47 thoughts on “Our Daily Thread 10-15-18

  1. Ah, lovely photo, DJ. I started to say I haven’t seen the Pacific Ocean since 1989, but when I went to California for my brother’s wedding in 2010, we actually flew over it when leaving.

    We went to Florida and saw the gulf in Alabama and Florida two years ago. But I think back to my childhood, when we drove as far as Phoenix to Niagara Falls on vacation (always in old cars). But one time we were going to be close enough to the Atlantic to see it–the only time in my life, as it turns out–so Mom had Dad drive one street over and stop so that we could squint at it through a little gap. And I think now, why didn’t we actually drive a little closer and actually go down and see it, maybe even wade in it? I don’t know what state we were in (likely somewhere in New England, since we did once drive to Mom’s home state of Connecticut), or how easy that would have been–but we had just driven across nearly the entire continent, so why not?

    Liked by 3 people

  2. I have lived 88 years, and I believe I have heard the word :absolute” used more the last two weeks than all the years before.
    It means “unlimited” power.
    But young people don'[t say “yes”, they say “absolutely”.
    And that’s the absolute truth.
    (I heard a guy on TV say that. That is absolutely the reason I’m saying this.)

    Liked by 2 people

  3. As usual, I think my day will go one way and then it is totally different. I thought I would be in the office this crazy tax deadline day. Late last night I found out my brother would be there today so I don’t have to go in. Now I can help at church with those still dealing with the media center books that were moved to a ‘safe’ space that now must be cleared.

    Liked by 1 person

  4. Morning! We did not get our 3-5 inches of snow…we got maybe an inch with ice underneath…but it is pretty…and cold!! 17 was our high yesterday.
    I saw the Pacific when we were in Oregon and again when we were in Santa Cruz. I am not a beach lovin’ person….I love the mountains and the farmlands….absolutely! 😊

    Liked by 2 people

  5. Kizzie you made a comment over the weekend and I have been pondering it since then as I am guilty of the same thing and Michelle and Mumsee have helped me see it. When I say what I am about to say, it is in love and pointing the finger back at myself.

    You bemoan the fact that Chickadee (in my case BG) doesn’t live with you. You want her to spend more time with you. It is a constant worry.
    Then, you turn around and tell us how sometimes Nightingale and the Boy (who DO live with you, sometimes exhaust you and interfere with your plans.

    I personally am guilty of focusing on what I don’t have instead of being thankful for what I do have. BG had dinner with me Friday night. I had wanted her to spend the weekend with me since Mr. P would be out of town. I was mad, hurt, and a multitude of other feelings. Finally, I took a deep breath, fixed the dinner she requested and enjoyed her. Friday and Saturday I had the baby by myself. I finally sat down Saturday and rocked her for an hour so she would get some sleep. She had been fussy with me Friday and that night with her parents.

    I love you Kizzie.

    Liked by 4 people

  6. Good morning, it’s Monday.

    On Friday the editors sent us all our “pre-” election races we need to do stories on this week, with some deadlines as early as 1 p.m. today. So we’re all going to be scrambling. I have a City Council race and a congressional race, along with 2 others that I can’t remember anything about 🙂

    We have to file these advance stories earlier and earlier as people vote ahead of time.

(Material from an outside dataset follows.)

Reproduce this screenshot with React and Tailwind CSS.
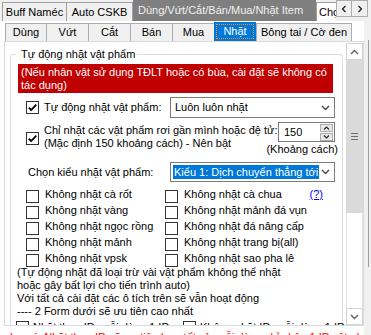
import React from 'react';

const Check = ({ checked }) => (
  <span className="w-[13px] h-[13px] shrink-0 border border-[#333333] bg-white flex items-center justify-center">
    {checked && (
      <svg width="11" height="11" viewBox="0 0 11 11">
        <path d="M1.8 5.6 L4.2 8 L9.3 2.6" stroke="#000" strokeWidth="1.8" fill="none" />
      </svg>
    )}
  </span>
);

const ChevronDown = ({ color = '#555' }) => (
  <svg width="9" height="6" viewBox="0 0 9 6">
    <path d="M1 1 L4.5 4.5 L8 1" stroke={color} strokeWidth="1.4" fill="none" />
  </svg>
);

const ChevronUp = ({ color = '#555' }) => (
  <svg width="9" height="6" viewBox="0 0 9 6">
    <path d="M1 5 L4.5 1.5 L8 5" stroke={color} strokeWidth="1.4" fill="none" />
  </svg>
);

const Item = ({ label }) => (
  <div className="flex items-start gap-[6px]">
    <span className="mt-[2px]">
      <Check />
    </span>
    <span className="whitespace-nowrap">{label}</span>
  </div>
);

const rows = [
  ['Không nhặt cà rốt', 'Không nhặt cà chua'],
  ['Không nhặt vàng', 'Không nhặt mảnh đá vụn'],
  ['Không nhặt ngọc rồng', 'Không nhặt đá nâng cấp'],
  ['Không nhặt mảnh', 'Không nhặt trang bị(all)'],
  ['Không nhặt vpsk', 'Không nhặt sao pha lê'],
];

function TopTabs() {
  return (
    <div className="h-[21px] bg-[#f0f0f0] flex items-end shrink-0">
      <div className="ml-[2px] w-[65px] h-[19px] border border-b-0 border-[#a0a0a0] flex items-center justify-center whitespace-nowrap">
        Buff Naméc
      </div>
      <div className="w-[66px] h-[19px] border border-l-0 border-b-0 border-[#a0a0a0] flex items-center justify-center whitespace-nowrap">
        Auto CSKB
      </div>
      <div className="w-[183px] h-[21px] bg-[#7f7f7f] text-[#f0f0f0] flex items-center pl-[5px] whitespace-nowrap overflow-hidden">
        Dùng/Vứt/Cắt/Bán/Mua/Nhặt Item
      </div>
      <div className="w-[20px] h-[19px] border border-r-0 border-b-0 border-[#a0a0a0] bg-white overflow-hidden flex items-center pl-[2px] whitespace-nowrap">
        Chọn
      </div>
      <div className="self-start flex">
        <div className="w-[16px] h-[17px] border border-[#adadad] bg-[#f0f0f0] flex items-center justify-center">
          <svg width="6" height="8" viewBox="0 0 6 8">
            <path d="M4.5 1 L1.5 4 L4.5 7" stroke="#222" strokeWidth="1.3" fill="none" />
          </svg>
        </div>
        <div className="w-[16px] h-[17px] border border-l-0 border-[#adadad] bg-[#f0f0f0] flex items-center justify-center">
          <svg width="6" height="8" viewBox="0 0 6 8">
            <path d="M1.5 1 L4.5 4 L1.5 7" stroke="#222" strokeWidth="1.3" fill="none" />
          </svg>
        </div>
      </div>
    </div>
  );
}

function InnerTabs() {
  const tab = 'h-[18px] border border-b-0 border-r-0 border-[#adadad] bg-[#f0f0f0] flex items-center justify-center whitespace-nowrap';
  return (
    <div className="h-[20px] flex items-end pl-[5px] shrink-0">
      <div className={`${tab} w-[41px]`}>Dùng</div>
      <div className={`${tab} w-[42px]`}>Vứt</div>
      <div className={`${tab} w-[42px]`}>Cắt</div>
      <div className={`${tab} w-[42px]`}>Bán</div>
      <div className={`${tab} w-[42px]`}>Mua</div>
      <div className="w-[42px] h-[19px] bg-[#0078d7] p-[2px]">
        <div className="h-full border border-dotted border-[#ff8728] text-white flex items-center justify-center">
          Nhặt
        </div>
      </div>
      <div className="w-[96px] h-[18px] border border-b-0 border-[#adadad] bg-[#f0f0f0] flex items-center justify-center whitespace-nowrap">
        Bông tai / Cờ đen
      </div>
    </div>
  );
}

function ScrollBar() {
  return (
    <div className="w-[17px] flex flex-col pt-[1px]">
      <div className="h-[17px] border border-[#d4d4d4] bg-white flex items-center justify-center">
        <ChevronUp color="#606060" />
      </div>
      <div className="h-[153px] bg-[#dadada] flex flex-col items-center justify-center gap-[2px]">
        <span className="w-[7px] h-px bg-[#707070]" />
        <span className="w-[7px] h-px bg-[#707070]" />
        <span className="w-[7px] h-px bg-[#707070]" />
      </div>
      <div className="flex-1 bg-white border-x border-[#e3e3e3]" />
      <div className="h-[17px] border border-[#d4d4d4] bg-white flex items-center justify-center">
        <ChevronDown color="#606060" />
      </div>
    </div>
  );
}

function Page() {
  return (
    <div className="ml-[4px] w-[360px] h-[285px] border border-[#dadada] bg-white flex shrink-0">
      <div className="w-[341px] overflow-hidden pl-[5px] pt-[6px]">
        <fieldset className="w-[333px] min-w-0 border border-[#dcdcdc] rounded-[3px] pb-[10px]">
          <legend className="ml-[5px] pl-[5px] pr-[2px]">Tự động nhặt vật phẩm</legend>

          <div className="mt-[3px] ml-[7px] w-[315px] h-[29px] bg-[#c00000] text-white pl-[3px] pt-[2px] whitespace-nowrap overflow-hidden">
            (Nếu nhân vật sử dụng TĐLT hoặc có bùa, cài đặt sẽ không có
            <br />
            tác dụng)
          </div>

          <div className="mt-[4px] h-[21px] flex items-center justify-between pr-[7px]">
            <div className="ml-[15px] flex items-center gap-[5px]">
              <Check checked />
              <span className="-mt-[1px] whitespace-nowrap">Tự động nhặt vật phẩm:</span>
            </div>
            <div className="w-[165px] h-[21px] border border-[#7a7a7a] bg-white flex items-center justify-between pl-[4px] pr-[4px]">
              <span>Luôn luôn nhặt</span>
              <ChevronDown color="#444" />
            </div>
          </div>

          <div className="mt-[4px] h-[34px] flex pr-[7px]">
            <div className="ml-[15px] w-[252px] shrink-0 flex items-start gap-[5px]">
              <span className="mt-[10px]">
                <Check checked />
              </span>
              <span className="mt-[2px] whitespace-nowrap">
                Chỉ nhặt các vật phẩm rơi gần mình hoặc đệ tử:
                <br />
                (Mặc định 150 khoảng cách) - Nên bật
              </span>
            </div>
            <div className="ml-auto w-[57px] flex flex-col items-end">
              <div className="w-[57px] h-[20px] border border-[#7a7a7a] bg-white flex items-center justify-between pl-[5px] pr-[1px]">
                <span>150</span>
                <div className="flex flex-col gap-px">
                  <span className="w-[13px] h-[8px] border border-[#adadad] bg-[#e8e8e8] flex items-center justify-center">
                    <svg width="7" height="4" viewBox="0 0 7 4"><path d="M1 3.5 L3.5 1 L6 3.5" stroke="#222" strokeWidth="1.1" fill="none" /></svg>
                  </span>
                  <span className="w-[13px] h-[8px] border border-[#adadad] bg-[#e8e8e8] flex items-center justify-center">
                    <svg width="7" height="4" viewBox="0 0 7 4"><path d="M1 0.5 L3.5 3 L6 0.5" stroke="#222" strokeWidth="1.1" fill="none" /></svg>
                  </span>
                </div>
              </div>
              <div className="mt-[1px] -mr-[3px] w-[80px] text-right whitespace-nowrap">(Khoảng cách)</div>
            </div>
          </div>

          <div className="mt-[6px] h-[20px] flex items-center justify-between pr-[7px]">
            <span className="ml-[17px] whitespace-nowrap">Chọn kiểu nhặt vật phẩm:</span>
            <div className="w-[165px] h-[20px] border border-[#7a7a7a] bg-white flex items-center justify-between pl-[2px] pr-[4px]">
              <span className="h-[14px] bg-[#0078d7] text-white px-[1px] flex items-center whitespace-nowrap">
                Kiểu 1: Dịch chuyển thẳng tới
              </span>
              <ChevronDown color="#444" />
            </div>
          </div>

          <div className="mt-[6px] flex flex-col">
            {rows.map(([a, b], i) => (
              <div key={i} className="h-[16px] flex items-start">
                <div className="ml-[15px] w-[139px] shrink-0">
                  <Item label={a} />
                </div>
                <Item label={b} />
                {i === 0 && (
                  <span className="ml-auto mr-[19px] text-[#0000ff] underline">(?)</span>
                )}
              </div>
            ))}
          </div>

          <p className="ml-[6px] -mt-[2px] whitespace-nowrap">
            (Tự động nhặt đã loại trừ vài vật phẩm không thể nhặt
            <br />
            hoặc gây bất lợi cho tiến trình auto)
            <br />
            Với tất cả cài đặt các ô tích trên sẽ vẫn hoạt động
            <br />
            ---- 2 Form dưới sẽ ưu tiên cao nhất
          </p>

          <div className="mt-[3px] flex items-start">
            <div className="ml-[5px] w-[167px] shrink-0 flex items-start gap-[4px]">
              <Check />
              <span className="whitespace-nowrap">Nhặt theo ID, mỗi dòng 1 ID:</span>
            </div>
            <div className="flex items-start gap-[4px]">
              <Check />
              <span className="whitespace-nowrap">Không nhặt ID, mỗi dòng 1 ID:</span>
            </div>
          </div>
        </fieldset>
      </div>
      <ScrollBar />
    </div>
  );
}

export default function App() {
  return (
    <div className="w-[371px] h-[335px] overflow-hidden bg-white flex flex-col text-[11px] leading-[13px] text-black font-['Liberation_Sans',Arial,sans-serif]">
      <TopTabs />
      <div className="flex flex-1 min-h-0">
        <div className="w-[364px] flex flex-col">
          <InnerTabs />
          <Page />
          <p className="mt-[5px] ml-[10px] whitespace-nowrap text-[#ff0000]">
            Lưu ý: Nhặt theo ID sẽ ưu tiên hơn tất cả, mỗi dòng chỉ nhập 1 ID vật phẩm
          </p>
        </div>
        <div className="flex-1 bg-[#f0f0f0] flex">
          <div className="ml-[4px] mt-[19px] w-px h-[227px] bg-[#a0a0a0]" />
        </div>
      </div>
    </div>
  );
}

    It’s peaceful sometimes to just stare out at the ocean, stretching endlessly into the horizon. It has a very calming affect on me usually, though I almost always have the dogs with me and they’re anxious to get moving already. On the day I took this I was there for an assignment (the sea lion release) and had arrived early ahead of the sea lion and his crew. It’s only a couple miles south of my house & is a favorite spot to take my dogs; the author of the book you were reading, Cheryl, lived there in a little thatched hut when she was growing up.

    Liked by 3 people

  7. The you tube video is a history of the place, I don’t think it has sound but has subtitles (at least I couldn’t get any sound to work.

    Here’s another article:



    During its heyday in the 1920s, it was one of the most popular beach resorts in Southern California, especially among Japanese-Americans.

    Before Tojuro Tagami and his brother Tamiji built the resort in 1917, the area had been part of the Rancho de los Palos Verdes, which owner Jose Sepulveda had used as a cattle ranch.

    In 1898, then-owner Ramon Sepulveda built housing and leased land to 12 Japanese-American fishermen from Los Angeles who had discovered an abundance of abalone and other readily harvestable sea life in the area. The fishing village thrived until 1906, when the abalone supply diminished and the operation closed.

    The discovery of a sulfur hot spring in the area led to the Tagami brothers developing the bathhouse, together with Ramon Sepulveda. They built roads and dug out the hot spring, and by 1925 the resort included a hotel, restaurant, salt water swimming pools and an enclosed boating area.

    Sepulveda also had built a terrazo dance floor surrounded by stone fireplaces and carved stone benches, some of which still survive today.

    A variety of factors led to the resort’s demise. A huge storm battered the coast in 1928, damaging the concrete pool. A bigger blow came when the Long Beach earthquake of 1933 cut off the flow of the natural sulfur hot springs, and the Depression also hurt the resort economically.

    The Tagamis continued to run the resort, but they never were granted ownership of the land. Ramon Sepulveda legally could not sell to them under a California law which prohibited ownership of land by those not eligible to become citizens, a category that at that time included Asian immigrants.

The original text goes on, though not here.